Personal information
- Born: May 23, 1996 (age 29) Ajax, Ontario, Canada
- Height: 5 ft 11 in (1.80 m)
- Weight: 188 lb (85 kg)

Career information
- High school: Pickering High
- College: Fresno State; Arizona Western; Kansas Jayhawks;
- CFL draft: 2019: 2nd round, 18th overall pick

Career history
- 2019–2022: Toronto Argonauts
- Stats at CFL.ca

= Matt Boateng =

Canadian football player (born 1996)

Matthew Boateng (born May 23, 1996) is a Canadian former professional football defensive back who played for the Toronto Argonauts of the Canadian Football League (CFL).

==College career==
Boateng played college football with the Kansas Jayhawks in 2016, the Arizona Western Matadors in 2016, and the Fresno State Bulldogs in 2017 and 2018.

==Professional career==
Boateng was drafted by the Toronto Argonauts in the second round as a territorial exemption, 18th overall, in the 2019 CFL draft and signed with the club on May 17, 2019. He played in his first career professional game on July 1, 2019 against the Saskatchewan Roughriders. Over the course of the 2019 season, he played in 12 games and recorded eight defensive tackles and one special teams tackle.

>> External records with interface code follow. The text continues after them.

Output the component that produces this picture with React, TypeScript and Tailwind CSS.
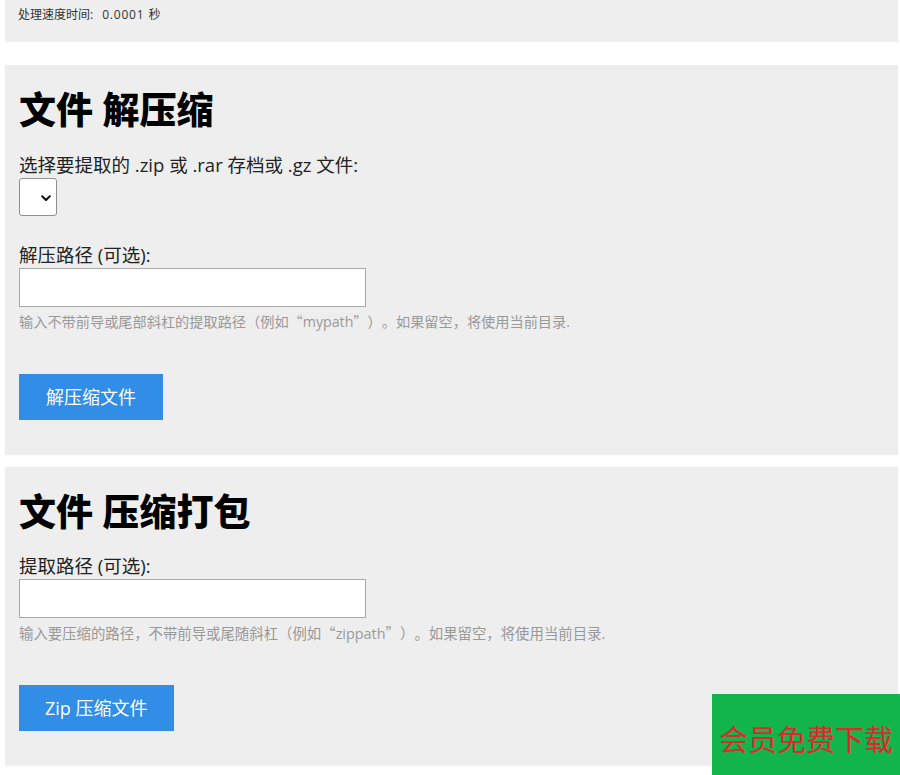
import React from "react";

function FakeSelect() {
  return (
    <div className="relative w-[38px] h-[38px] bg-white border border-[#8f8f8f] rounded-[3px]">
      <svg
        className="absolute left-[21px] top-[16px]"
        width="10"
        height="7"
        viewBox="0 0 10 7"
        fill="none"
      >
        <path d="M1.2 1.2 L5 5 L8.8 1.2" stroke="#111" strokeWidth="2" strokeLinecap="round" strokeLinejoin="round" />
      </svg>
    </div>
  );
}

function TextBox() {
  return <div className="w-[347px] h-[39px] bg-white border border-[#a9a9a9]" />;
}

function Q({ children }: { children: React.ReactNode }) {
  return <span className="font-['Noto_Sans_CJK_SC',sans-serif]">{children}</span>;
}

export default function App() {
  return (
    <div className="min-h-[775px] bg-white font-['Open_Sans','Noto_Sans_CJK_SC',sans-serif] text-[#222] [text-spacing-trim:space-all]">
      {/* speed panel */}
      <div className="ml-[5px] mr-[2px] bg-[#eeeeee] pl-[13px] pt-[6px] pb-[17px] shadow-[0_1px_1px_rgba(0,0,0,0.06)]">
        <div className="h-[18px] text-[12px] leading-[18px] text-[#333] whitespace-nowrap">
          处理速度时间:<span className="ml-[9px] tracking-[0.8px]">0.0001</span>
          <span className="ml-[4px]">秒</span>
        </div>
      </div>

      {/* extract panel */}
      <div className="mt-[24px] ml-[5px] mr-[2px] bg-[#eeeeee] pl-[14px] pt-[23px] pb-[34px] shadow-[0_1px_1px_rgba(0,0,0,0.06)]">
        <h1 className="h-[44px] text-[37px] leading-[44px] font-black text-black">文件 解压缩</h1>
        <div className="mt-[19px] h-[27px] text-[18.5px] leading-[27px]">选择要提取的 .zip 或 .rar 存档或 .gz 文件:</div>
        <FakeSelect />
        <div className="mt-[25px] h-[27px] text-[18.5px] leading-[27px]">解压路径 (可选):</div>
        <TextBox />
        <div className="mt-[4px] h-[21px] text-[14.2px] leading-[21px] text-[#999] whitespace-nowrap">
          输入不带前导或尾部斜杠的提取路径（例如<Q>“</Q>mypath<Q>”</Q>）。如果留空，将使用当前目录.
        </div>
        <div className="mt-[42px] flex">
          <div className="h-[46px] px-[27px] flex items-center bg-[#318de6] text-white text-[18px]">
            解压缩文件
          </div>
        </div>
      </div>

      {/* compress panel */}
      <div className="mt-[13px] ml-[5px] mr-[2px] bg-[#eeeeee] pl-[14px] pt-[23px] pb-[34px] shadow-[0_1px_1px_rgba(0,0,0,0.06)]">
        <h1 className="h-[44px] text-[37px] leading-[44px] font-black text-black">文件 压缩打包</h1>
        <div className="mt-[18px] h-[27px] text-[18.5px] leading-[27px]">提取路径 (可选):</div>
        <TextBox />
        <div className="mt-[4px] h-[21px] text-[14.4px] leading-[21px] text-[#999] whitespace-nowrap">
          输入要压缩的路径，不带前导或尾随斜杠（例如<Q>“</Q>zippath<Q>”</Q>）。如果留空，将使用当前目录.
        </div>
        <div className="mt-[42px] flex">
          <div className="h-[46px] px-[26px] flex items-center bg-[#318de6] text-white text-[18px]">
            Zip 压缩文件
          </div>
        </div>
      </div>

      {/* floating green badge */}
      <div className="fixed right-0 bottom-0 w-[188px] h-[81px] bg-[#12b54b] pt-[24px] pl-[7px] text-[29px] leading-[44px] text-[#e3262c] whitespace-nowrap">
        会员免费下载
      </div>
    </div>
  );
}
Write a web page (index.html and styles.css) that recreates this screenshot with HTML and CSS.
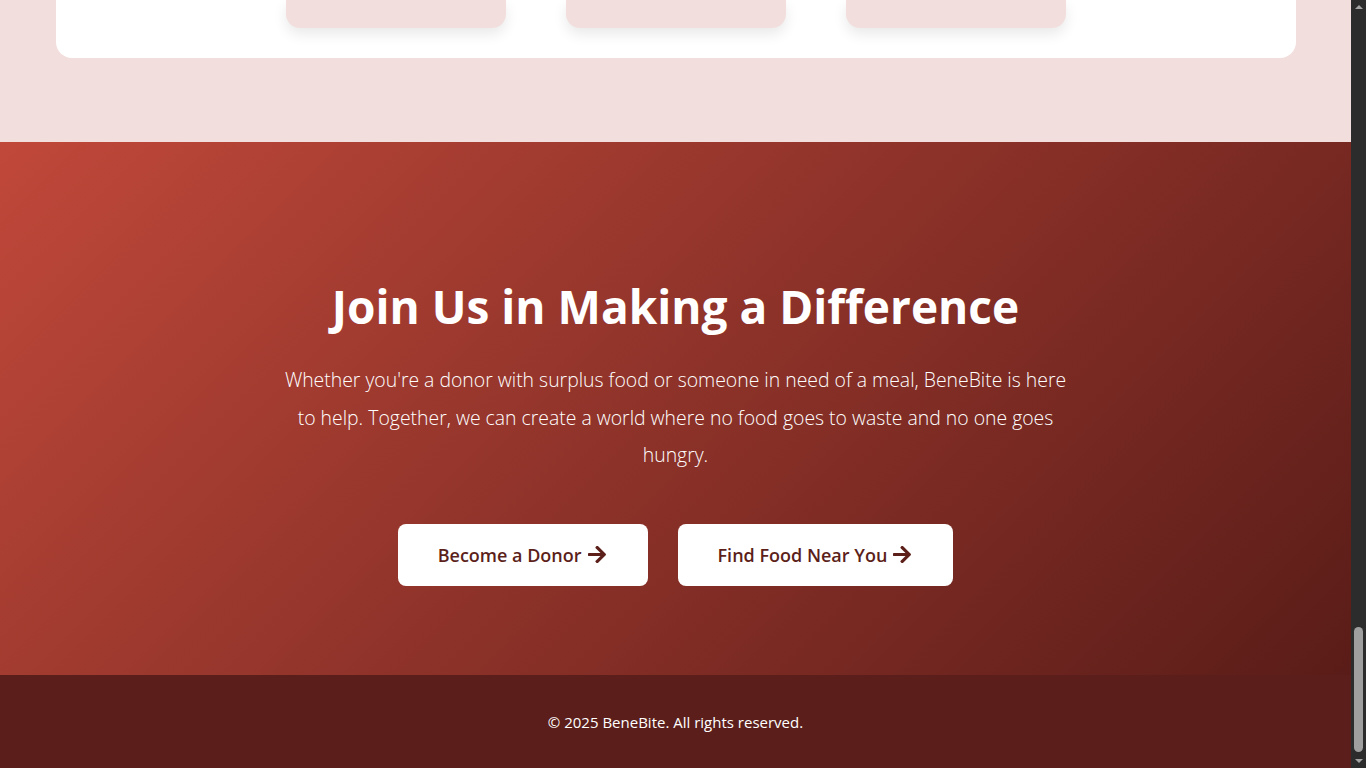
FILE: index.html
```html
<!DOCTYPE html>
<html lang="en">
<head>
<meta charset="utf-8">
<title>BeneBite</title>
<link rel="stylesheet" href="styles.css">
</head>
<body>
<div class="frame">
  <div class="page">
    <section class="features">
      <div class="card">
        <div class="tile"></div>
        <div class="tile"></div>
        <div class="tile"></div>
      </div>
    </section>
    <section class="cta">
      <h2 class="cta-title">Join Us in Making a Difference</h2>
      <p class="cta-text">Whether you're a donor with surplus food or someone in need of a meal, BeneBite is here to help. Together, we can create a world where no food goes to waste and no one goes hungry.</p>
      <div class="cta-buttons">
        <a class="btn" href="#">Become a Donor <svg class="arrow" viewBox="0 44 448 424"><path d="M190.5 66.9l22.2-22.2c9.4-9.4 24.6-9.4 33.9 0L441 239c9.4 9.4 9.4 24.6 0 33.9L246.6 467.3c-9.4 9.4-24.6 9.4-33.9 0l-22.2-22.2c-9.5-9.5-9.3-25 .4-34.3L311.4 296H24c-13.3 0-24-10.7-24-24v-32c0-13.3 10.7-24 24-24h287.4L190.9 101.2c-9.8-9.3-10-24.8-.4-34.3z"/></svg></a>
        <a class="btn" href="#">Find Food Near You <svg class="arrow" viewBox="0 44 448 424"><path d="M190.5 66.9l22.2-22.2c9.4-9.4 24.6-9.4 33.9 0L441 239c9.4 9.4 9.4 24.6 0 33.9L246.6 467.3c-9.4 9.4-24.6 9.4-33.9 0l-22.2-22.2c-9.5-9.5-9.3-25 .4-34.3L311.4 296H24c-13.3 0-24-10.7-24-24v-32c0-13.3 10.7-24 24-24h287.4L190.9 101.2c-9.8-9.3-10-24.8-.4-34.3z"/></svg></a>
      </div>
    </section>
    <footer class="footer">
      <p>&copy; 2025 BeneBite. All rights reserved.</p>
    </footer>
  </div>
  <div class="scrollbar">
    <span class="sb-up"></span>
    <div class="sb-track"><div class="sb-thumb"></div></div>
    <span class="sb-down"></span>
  </div>
</div>
</body>
</html>
```
FILE: styles.css
```css
* { box-sizing: border-box; }
html, body { margin: 0; padding: 0; height: 100%; }
body {
  font-family: "Open Sans", "Noto Sans", sans-serif;
  background: #f2dfdd;
  overflow: hidden;
}
.frame {
  display: grid;
  grid-template-columns: 1fr 15px;
  height: 768px;
}
.page {
  display: flex;
  flex-direction: column;
  overflow: hidden;
}
.features {
  background: #f2dfdd;
  padding: 0 55px 84px 56px;
}
.card {
  background: #fff;
  border-radius: 0 0 16px 16px;
  height: 58px;
  display: flex;
  justify-content: center;
  gap: 60px;
}
.tile {
  width: 220px;
  height: 28px;
  background: #f2dfdd;
  border-radius: 0 0 14px 14px;
  box-shadow: 0 6px 14px rgba(0, 0, 0, 0.09);
}
.cta {
  height: 533px;
  background: linear-gradient(135deg, #c0483a 0%, #5a1c18 100%);
  color: #fff;
  text-align: center;
  padding: 136px 20px 0;
  display: flex;
  flex-direction: column;
  align-items: center;
}
.cta-title {
  margin: 0 0 27px;
  font-size: 46px;
  font-weight: 700;
  line-height: 56px;
}
.cta-text {
  margin: 0 0 50px;
  max-width: 790px;
  font-size: 19.4px;
  font-weight: 300;
  line-height: 37.5px;
}
.cta-buttons {
  display: flex;
  gap: 30px;
  justify-content: center;
}
.btn {
  display: flex;
  align-items: center;
  gap: 6px;
  height: 62px;
  padding: 0 42px 0 40px;
  background: #fff;
  color: #5c1f1a;
  border-radius: 8px;
  text-decoration: none;
  font-size: 18px;
  font-weight: 600;
}
.arrow {
  width: 18px;
  height: 17px;
  fill: #5c1f1a;
}
.footer {
  flex: 1;
  background: #5b1e1a;
  color: #fff;
  display: flex;
  align-items: center;
  justify-content: center;
}
.footer p {
  margin: 0;
  font-size: 15px;
}
.scrollbar {
  background: #2c2c2c;
  display: flex;
  flex-direction: column;
  align-items: center;
}
.sb-up, .sb-down {
  width: 0;
  height: 0;
  border-left: 4px solid transparent;
  border-right: 4px solid transparent;
  margin: 5px 0;
}
.sb-up { border-bottom: 4px solid #a3a3a3; }
.sb-down { border-top: 4px solid #a3a3a3; }
.sb-track {
  flex: 1;
  width: 100%;
  display: flex;
  flex-direction: column;
  justify-content: flex-end;
  align-items: center;
  padding-bottom: 2px;
}
.sb-thumb {
  width: 9px;
  height: 125px;
  background: #9f9f9f;
  border-radius: 5px;
}
```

Due to the cancellation of the 2020 CFL season, Boateng did not play in 2020. He later re-signed with the Argonauts on December 15, 2020. Boateng returned to the team in 2021 and dressed for 12 games, making three defensive tackles and two special teams tackles. He played one game for the Argos during the 2022 season, before being released on July 13, 2022.